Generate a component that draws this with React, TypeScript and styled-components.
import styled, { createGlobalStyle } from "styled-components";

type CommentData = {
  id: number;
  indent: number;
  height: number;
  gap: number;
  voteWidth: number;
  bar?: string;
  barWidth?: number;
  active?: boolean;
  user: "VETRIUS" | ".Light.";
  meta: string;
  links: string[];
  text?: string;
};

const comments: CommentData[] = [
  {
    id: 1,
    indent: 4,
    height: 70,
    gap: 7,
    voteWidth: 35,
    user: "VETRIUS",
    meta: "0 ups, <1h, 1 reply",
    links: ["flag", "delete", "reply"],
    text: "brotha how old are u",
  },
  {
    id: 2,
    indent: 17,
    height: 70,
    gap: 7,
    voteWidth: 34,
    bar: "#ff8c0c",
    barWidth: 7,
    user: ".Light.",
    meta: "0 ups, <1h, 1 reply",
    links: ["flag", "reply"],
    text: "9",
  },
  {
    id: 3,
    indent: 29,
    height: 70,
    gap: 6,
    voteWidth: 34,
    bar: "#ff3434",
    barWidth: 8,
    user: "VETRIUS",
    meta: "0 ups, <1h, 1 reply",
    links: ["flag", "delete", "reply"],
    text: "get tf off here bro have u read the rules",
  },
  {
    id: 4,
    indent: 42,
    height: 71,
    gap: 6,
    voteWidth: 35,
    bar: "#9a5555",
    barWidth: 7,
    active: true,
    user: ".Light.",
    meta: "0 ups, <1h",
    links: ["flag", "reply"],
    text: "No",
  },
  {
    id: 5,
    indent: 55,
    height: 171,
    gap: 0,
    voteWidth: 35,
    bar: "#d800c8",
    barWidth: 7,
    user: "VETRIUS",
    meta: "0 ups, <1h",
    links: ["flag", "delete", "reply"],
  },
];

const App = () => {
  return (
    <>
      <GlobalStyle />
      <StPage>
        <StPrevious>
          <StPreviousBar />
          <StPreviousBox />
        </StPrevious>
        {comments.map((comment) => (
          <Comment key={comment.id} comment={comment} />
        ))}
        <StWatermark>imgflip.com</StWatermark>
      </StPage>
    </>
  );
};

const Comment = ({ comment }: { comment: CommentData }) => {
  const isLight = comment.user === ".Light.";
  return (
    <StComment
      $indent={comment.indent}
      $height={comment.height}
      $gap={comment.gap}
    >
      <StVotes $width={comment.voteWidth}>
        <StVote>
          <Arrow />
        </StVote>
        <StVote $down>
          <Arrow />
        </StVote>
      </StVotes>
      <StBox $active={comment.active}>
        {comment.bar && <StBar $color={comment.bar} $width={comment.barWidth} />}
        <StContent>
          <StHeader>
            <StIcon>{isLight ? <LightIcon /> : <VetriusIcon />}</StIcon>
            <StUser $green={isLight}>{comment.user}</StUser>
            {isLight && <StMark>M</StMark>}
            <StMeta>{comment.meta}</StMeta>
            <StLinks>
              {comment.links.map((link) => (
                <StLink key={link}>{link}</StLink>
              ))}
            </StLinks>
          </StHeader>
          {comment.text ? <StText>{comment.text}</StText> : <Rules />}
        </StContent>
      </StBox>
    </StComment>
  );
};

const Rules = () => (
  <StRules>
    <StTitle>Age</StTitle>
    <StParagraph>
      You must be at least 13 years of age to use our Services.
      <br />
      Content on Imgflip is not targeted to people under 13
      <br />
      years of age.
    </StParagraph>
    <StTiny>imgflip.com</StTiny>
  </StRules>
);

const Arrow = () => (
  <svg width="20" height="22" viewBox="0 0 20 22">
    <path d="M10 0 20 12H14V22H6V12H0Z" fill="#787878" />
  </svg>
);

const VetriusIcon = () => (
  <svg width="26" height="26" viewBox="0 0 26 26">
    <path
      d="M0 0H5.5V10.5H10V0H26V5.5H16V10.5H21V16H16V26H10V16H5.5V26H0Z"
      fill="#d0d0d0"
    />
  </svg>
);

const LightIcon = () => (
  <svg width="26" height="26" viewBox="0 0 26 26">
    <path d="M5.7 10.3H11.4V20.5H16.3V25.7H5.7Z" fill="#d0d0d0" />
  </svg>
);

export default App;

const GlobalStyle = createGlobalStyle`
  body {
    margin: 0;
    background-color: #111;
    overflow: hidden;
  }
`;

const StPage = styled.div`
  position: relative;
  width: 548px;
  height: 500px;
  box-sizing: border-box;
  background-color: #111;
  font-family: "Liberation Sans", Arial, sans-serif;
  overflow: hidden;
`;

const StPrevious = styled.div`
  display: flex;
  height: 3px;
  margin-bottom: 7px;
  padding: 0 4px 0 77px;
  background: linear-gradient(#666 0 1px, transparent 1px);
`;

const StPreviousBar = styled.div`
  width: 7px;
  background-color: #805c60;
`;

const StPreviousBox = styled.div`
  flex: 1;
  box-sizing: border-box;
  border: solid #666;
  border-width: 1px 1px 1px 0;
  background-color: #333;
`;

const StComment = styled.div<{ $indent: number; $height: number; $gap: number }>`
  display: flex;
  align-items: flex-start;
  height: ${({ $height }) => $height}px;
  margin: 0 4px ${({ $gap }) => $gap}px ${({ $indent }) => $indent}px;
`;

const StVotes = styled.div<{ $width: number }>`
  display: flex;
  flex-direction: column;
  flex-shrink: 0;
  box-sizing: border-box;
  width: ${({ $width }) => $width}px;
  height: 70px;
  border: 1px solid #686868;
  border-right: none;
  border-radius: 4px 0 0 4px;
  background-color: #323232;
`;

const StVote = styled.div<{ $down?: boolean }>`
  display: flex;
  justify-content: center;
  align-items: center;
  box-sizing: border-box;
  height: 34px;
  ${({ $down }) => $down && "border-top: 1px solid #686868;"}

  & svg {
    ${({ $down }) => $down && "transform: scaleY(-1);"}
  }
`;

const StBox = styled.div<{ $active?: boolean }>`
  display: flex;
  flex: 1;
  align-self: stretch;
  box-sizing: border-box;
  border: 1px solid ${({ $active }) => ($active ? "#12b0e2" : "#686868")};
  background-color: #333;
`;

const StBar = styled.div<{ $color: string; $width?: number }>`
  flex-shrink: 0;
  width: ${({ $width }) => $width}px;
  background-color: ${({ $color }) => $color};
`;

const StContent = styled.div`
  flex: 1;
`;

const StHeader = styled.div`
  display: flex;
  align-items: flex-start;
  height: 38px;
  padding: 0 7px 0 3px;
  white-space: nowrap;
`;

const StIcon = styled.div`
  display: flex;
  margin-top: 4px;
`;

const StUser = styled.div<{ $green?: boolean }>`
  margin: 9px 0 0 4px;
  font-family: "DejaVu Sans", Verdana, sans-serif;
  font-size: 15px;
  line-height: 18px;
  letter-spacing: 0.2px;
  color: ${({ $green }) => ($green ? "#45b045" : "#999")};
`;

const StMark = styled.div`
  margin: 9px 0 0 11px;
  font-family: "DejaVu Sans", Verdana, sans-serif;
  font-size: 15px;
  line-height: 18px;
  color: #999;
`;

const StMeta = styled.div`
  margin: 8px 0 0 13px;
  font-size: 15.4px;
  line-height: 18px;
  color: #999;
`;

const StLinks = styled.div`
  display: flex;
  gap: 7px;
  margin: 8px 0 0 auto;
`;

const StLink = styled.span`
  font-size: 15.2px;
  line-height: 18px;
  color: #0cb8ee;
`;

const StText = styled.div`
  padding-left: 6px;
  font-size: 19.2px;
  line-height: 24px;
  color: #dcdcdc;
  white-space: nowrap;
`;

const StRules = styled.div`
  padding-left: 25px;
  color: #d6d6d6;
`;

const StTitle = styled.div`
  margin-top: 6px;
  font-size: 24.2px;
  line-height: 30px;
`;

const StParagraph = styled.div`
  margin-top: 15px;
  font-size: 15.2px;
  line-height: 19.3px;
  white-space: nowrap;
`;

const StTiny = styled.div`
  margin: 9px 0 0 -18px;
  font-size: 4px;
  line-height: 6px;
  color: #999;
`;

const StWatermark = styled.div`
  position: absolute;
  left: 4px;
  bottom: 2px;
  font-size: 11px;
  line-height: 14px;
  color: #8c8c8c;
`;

----------------------------------------

**Short exercise**
Scan the listing above. Gather each line that contains the word "components".

**Full output**
Generate a component that draws this with React, TypeScript and styled-components.
import styled, { createGlobalStyle } from "styled-components";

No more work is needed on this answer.